By Carolyn Ncube
Ten years ago, I lived with my best friend, Jae, in a duplex-style apartment at Hidden Valley Estates, which is on the grounds of the former Hopper Family Estate in the heavily forested hills of Wahiawa.
We had a very niele and kolohe Rhodesian Ridgeback/Pit-bull mixed puppy named Sam, who loved making sport of chasing the hundreds of chickens that thrived in the area. One day when we were on a late afternoon hike with Sam through the neighborhood, a large and colorful rooster caught his eye, terrified for its life, ran through a breach in the chain link fence surrounding the property. The rooster soon disappeared in the overgrown foliage, and Sam eagerly followed. Jae and I groaned in annoyance as we realized that our loud calls to Sam were falling on deaf ears. We knew that we’d have to surely follow our puppy into what we were told by local residents was a forest haunted by primordial spirits.
I was completely unprepared for such a mission. Wearing sweats and slippers, the ground beneath us was practically liquid…the mud being so viscous that it sucked my slippers into its fold every time I lifted up my foot to take a step.
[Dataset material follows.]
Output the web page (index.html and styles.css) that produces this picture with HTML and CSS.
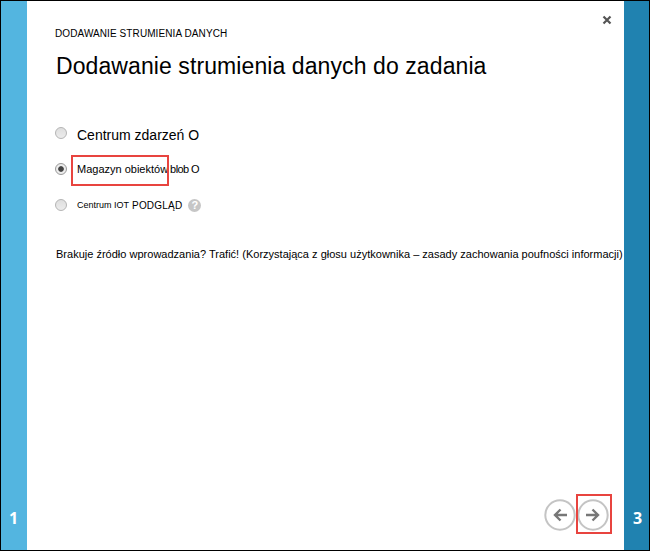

Jae, who is an avid surfer, had no trouble finding his balance in the treacherous terrain and slightly frustrated by my hobbling, shouted back that he would go on ahead to try and find Sam, who was at that point barking very enthusiastically at what we could only presume was a dog’s version of a jackpot: a community of wild chickens.
Jae disappeared into the forest leaving me to deliberate whether or not I should try to scale down the steep hill leading down into a rushing stream bed. Knowing that I would surely break my neck if I attempted to walk upright on such a decline, I decided to sit on my okole and Jack Ass Ginger the situation sliding all the way down to the water’s edge.
As I got up to brush off the hundreds of leaves plastered with mud all over my lower body, I heard an unmistakable sound that stopped me in my tracks chilling me to the bone. In the stillness of the forest, this sound was disturbingly loud, close, and wild, and I knew it well for I spent nearly my entire childhood hiking with my Dad through tropical rain forests both on Guam and in the Philippines.
It was squeal of a wild boar, but where was it??? Had I stumbled unknowingly upon a territorial and protective mama boar and her piglets? Being seriously disadvantaged and out of my element without any weapon to protect me, I knew that if I didn’t get my bearings and figure out where the animal was, I could be maimed or even killed.
In the distance, I could hear Jae persistently and angrily calling for Sam, while our puppy responded with jubilant barking that led them deeper into the forest and farther away from me. I called out to Jae, but I knew my efforts were futile…I knew he couldn’t hear me.